-- Start Stored data --

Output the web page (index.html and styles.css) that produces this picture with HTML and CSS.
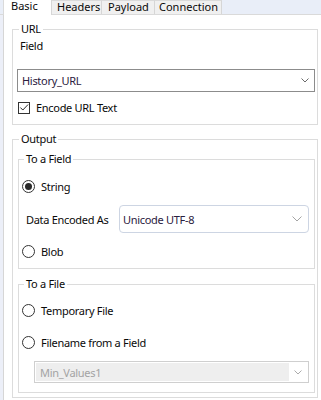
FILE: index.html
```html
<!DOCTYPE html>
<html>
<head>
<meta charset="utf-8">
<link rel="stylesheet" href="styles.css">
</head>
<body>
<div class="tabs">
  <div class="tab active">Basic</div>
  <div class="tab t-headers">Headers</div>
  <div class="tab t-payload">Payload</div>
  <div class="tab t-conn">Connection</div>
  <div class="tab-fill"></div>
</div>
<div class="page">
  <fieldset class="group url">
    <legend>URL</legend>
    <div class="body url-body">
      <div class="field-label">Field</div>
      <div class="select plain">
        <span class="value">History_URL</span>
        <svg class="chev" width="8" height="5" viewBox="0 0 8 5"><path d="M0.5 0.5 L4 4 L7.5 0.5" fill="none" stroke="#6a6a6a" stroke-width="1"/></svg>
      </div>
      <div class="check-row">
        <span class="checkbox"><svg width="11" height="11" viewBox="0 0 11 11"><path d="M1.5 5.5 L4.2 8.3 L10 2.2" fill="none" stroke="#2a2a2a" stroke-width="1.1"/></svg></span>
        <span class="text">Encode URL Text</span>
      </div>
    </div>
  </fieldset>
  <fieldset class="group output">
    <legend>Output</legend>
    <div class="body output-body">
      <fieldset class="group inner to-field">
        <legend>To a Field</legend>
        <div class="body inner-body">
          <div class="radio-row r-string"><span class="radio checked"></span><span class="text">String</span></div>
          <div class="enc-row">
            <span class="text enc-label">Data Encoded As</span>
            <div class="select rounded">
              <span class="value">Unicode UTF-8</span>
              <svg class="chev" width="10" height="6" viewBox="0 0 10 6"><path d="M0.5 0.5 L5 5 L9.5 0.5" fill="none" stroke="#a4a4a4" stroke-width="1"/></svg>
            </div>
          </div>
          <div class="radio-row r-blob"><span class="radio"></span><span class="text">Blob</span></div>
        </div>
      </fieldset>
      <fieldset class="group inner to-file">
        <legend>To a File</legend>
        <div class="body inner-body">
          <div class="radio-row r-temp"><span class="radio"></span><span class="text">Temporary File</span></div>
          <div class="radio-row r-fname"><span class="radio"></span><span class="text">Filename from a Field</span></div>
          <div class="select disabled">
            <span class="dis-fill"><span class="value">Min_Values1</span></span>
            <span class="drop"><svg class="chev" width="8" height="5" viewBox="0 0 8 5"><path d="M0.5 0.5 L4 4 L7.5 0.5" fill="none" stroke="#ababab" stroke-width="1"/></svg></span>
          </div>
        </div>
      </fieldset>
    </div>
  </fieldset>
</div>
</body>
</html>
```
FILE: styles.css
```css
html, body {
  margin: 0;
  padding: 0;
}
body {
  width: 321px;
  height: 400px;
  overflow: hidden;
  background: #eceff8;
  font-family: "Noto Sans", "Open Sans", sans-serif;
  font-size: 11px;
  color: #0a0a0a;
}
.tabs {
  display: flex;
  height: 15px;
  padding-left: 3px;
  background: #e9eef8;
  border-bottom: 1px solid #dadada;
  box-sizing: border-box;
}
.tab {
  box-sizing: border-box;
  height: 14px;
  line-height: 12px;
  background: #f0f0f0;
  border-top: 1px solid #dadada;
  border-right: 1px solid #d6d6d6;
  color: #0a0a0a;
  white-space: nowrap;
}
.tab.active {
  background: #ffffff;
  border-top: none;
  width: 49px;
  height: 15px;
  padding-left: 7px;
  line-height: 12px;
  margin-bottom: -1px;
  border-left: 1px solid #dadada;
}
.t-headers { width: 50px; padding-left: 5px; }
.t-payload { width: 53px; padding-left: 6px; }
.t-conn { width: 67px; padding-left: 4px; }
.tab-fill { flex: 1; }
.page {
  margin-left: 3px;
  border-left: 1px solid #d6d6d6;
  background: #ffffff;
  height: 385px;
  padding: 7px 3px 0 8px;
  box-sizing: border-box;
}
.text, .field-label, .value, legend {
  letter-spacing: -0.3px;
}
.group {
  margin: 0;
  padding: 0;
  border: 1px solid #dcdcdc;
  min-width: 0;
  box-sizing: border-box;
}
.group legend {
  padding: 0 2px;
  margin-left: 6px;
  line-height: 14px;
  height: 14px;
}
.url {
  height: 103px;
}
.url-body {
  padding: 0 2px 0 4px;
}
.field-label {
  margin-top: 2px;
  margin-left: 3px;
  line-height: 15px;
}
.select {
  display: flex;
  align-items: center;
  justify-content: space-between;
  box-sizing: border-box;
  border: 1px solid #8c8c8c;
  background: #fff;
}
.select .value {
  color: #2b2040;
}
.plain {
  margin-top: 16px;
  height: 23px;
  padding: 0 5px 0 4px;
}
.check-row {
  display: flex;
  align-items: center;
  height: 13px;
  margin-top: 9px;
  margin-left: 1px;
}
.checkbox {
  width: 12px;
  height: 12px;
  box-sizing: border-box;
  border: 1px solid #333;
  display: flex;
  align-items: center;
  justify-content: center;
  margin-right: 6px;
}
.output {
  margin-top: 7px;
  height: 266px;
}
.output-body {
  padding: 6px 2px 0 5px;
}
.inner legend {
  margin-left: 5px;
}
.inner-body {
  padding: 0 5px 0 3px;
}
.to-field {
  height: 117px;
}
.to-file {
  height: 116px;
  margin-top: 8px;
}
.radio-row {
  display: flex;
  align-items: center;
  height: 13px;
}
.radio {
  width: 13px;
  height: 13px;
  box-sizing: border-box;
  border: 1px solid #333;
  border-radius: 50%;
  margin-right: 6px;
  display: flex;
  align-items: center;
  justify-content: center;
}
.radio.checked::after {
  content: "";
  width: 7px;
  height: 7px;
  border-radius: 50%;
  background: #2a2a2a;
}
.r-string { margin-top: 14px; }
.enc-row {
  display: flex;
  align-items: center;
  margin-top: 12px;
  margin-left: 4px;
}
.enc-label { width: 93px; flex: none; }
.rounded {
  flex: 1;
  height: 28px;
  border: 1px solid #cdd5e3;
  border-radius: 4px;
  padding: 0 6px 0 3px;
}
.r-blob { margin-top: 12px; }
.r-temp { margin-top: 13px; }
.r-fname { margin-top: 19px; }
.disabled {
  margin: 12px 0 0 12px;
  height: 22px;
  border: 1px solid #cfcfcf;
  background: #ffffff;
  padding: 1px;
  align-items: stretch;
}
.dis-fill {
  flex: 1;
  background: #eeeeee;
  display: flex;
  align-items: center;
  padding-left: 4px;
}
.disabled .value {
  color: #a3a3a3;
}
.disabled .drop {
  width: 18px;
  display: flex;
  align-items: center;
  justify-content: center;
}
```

-- End Stored data --

▸ **What is being asked**: Go through the material above and copy each line that has the word "styles".

▸ **Result**:
Output the web page (index.html and styles.css) that produces this picture with HTML and CSS.
<link rel="stylesheet" href="styles.css">
FILE: styles.css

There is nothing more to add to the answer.